-- Data for the task --
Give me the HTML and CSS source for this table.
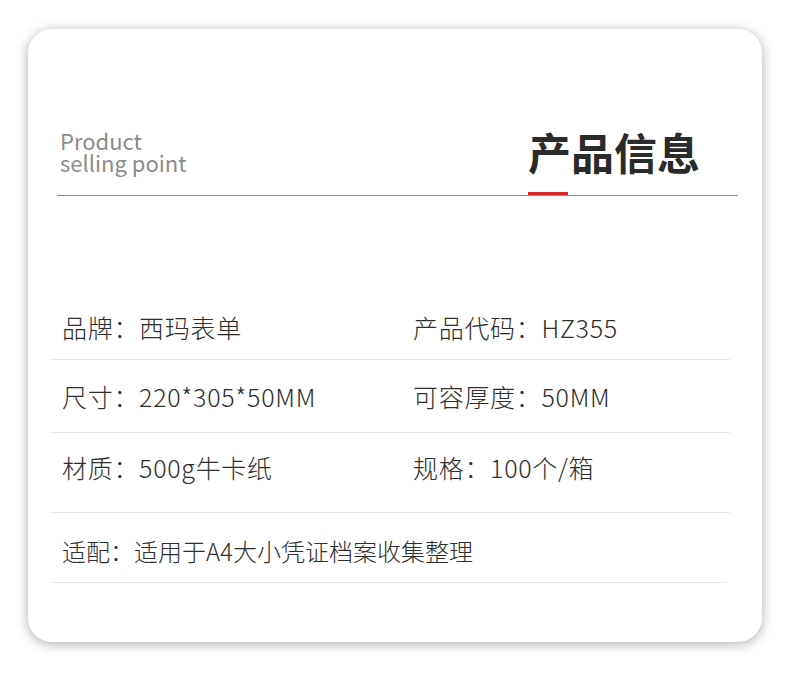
...
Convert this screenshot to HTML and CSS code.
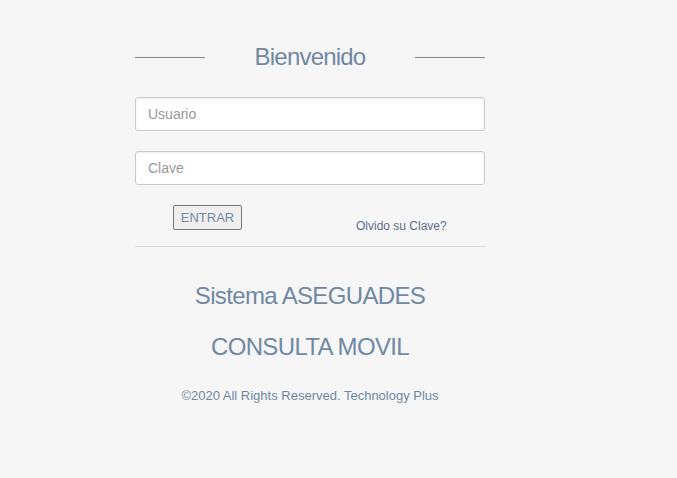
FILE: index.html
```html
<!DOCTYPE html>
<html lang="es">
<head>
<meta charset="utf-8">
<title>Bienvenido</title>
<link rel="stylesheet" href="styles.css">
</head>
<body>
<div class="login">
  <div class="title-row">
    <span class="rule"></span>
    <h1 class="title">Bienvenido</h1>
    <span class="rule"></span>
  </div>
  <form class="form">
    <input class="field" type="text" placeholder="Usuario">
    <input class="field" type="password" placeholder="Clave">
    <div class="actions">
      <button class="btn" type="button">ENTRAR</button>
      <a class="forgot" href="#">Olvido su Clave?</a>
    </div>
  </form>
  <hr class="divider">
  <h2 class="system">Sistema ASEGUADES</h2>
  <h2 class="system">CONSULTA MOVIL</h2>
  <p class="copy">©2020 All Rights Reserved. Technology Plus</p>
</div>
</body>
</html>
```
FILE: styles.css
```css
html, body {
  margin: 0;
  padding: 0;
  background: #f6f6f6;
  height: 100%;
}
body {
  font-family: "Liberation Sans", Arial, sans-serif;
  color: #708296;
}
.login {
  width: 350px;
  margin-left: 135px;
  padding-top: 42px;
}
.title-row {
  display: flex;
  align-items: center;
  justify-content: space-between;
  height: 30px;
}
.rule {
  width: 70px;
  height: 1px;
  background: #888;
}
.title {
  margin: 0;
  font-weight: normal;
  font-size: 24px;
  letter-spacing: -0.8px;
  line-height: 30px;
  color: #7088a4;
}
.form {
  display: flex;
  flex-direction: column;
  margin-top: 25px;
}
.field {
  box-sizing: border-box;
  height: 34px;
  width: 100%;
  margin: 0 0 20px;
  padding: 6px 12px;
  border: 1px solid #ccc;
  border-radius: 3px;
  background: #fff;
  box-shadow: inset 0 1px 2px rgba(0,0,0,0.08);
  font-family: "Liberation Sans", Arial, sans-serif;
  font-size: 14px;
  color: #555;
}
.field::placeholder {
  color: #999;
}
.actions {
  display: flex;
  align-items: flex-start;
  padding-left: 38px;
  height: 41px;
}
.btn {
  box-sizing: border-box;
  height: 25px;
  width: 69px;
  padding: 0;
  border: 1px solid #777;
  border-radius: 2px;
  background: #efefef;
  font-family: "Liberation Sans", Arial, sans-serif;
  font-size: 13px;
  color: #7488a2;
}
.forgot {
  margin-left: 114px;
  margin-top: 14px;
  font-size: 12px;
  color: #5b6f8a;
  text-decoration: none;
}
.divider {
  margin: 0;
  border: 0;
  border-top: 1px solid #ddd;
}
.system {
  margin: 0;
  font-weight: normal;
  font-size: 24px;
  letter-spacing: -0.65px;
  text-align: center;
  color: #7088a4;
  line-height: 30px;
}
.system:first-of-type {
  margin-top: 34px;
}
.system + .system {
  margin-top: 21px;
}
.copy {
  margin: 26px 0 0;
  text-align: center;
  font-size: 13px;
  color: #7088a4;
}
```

-- Written task --
In the entries above, find lines with "this" and copy each.

-- Solved problem --
Give me the HTML and CSS source for this table.
Convert this screenshot to HTML and CSS code.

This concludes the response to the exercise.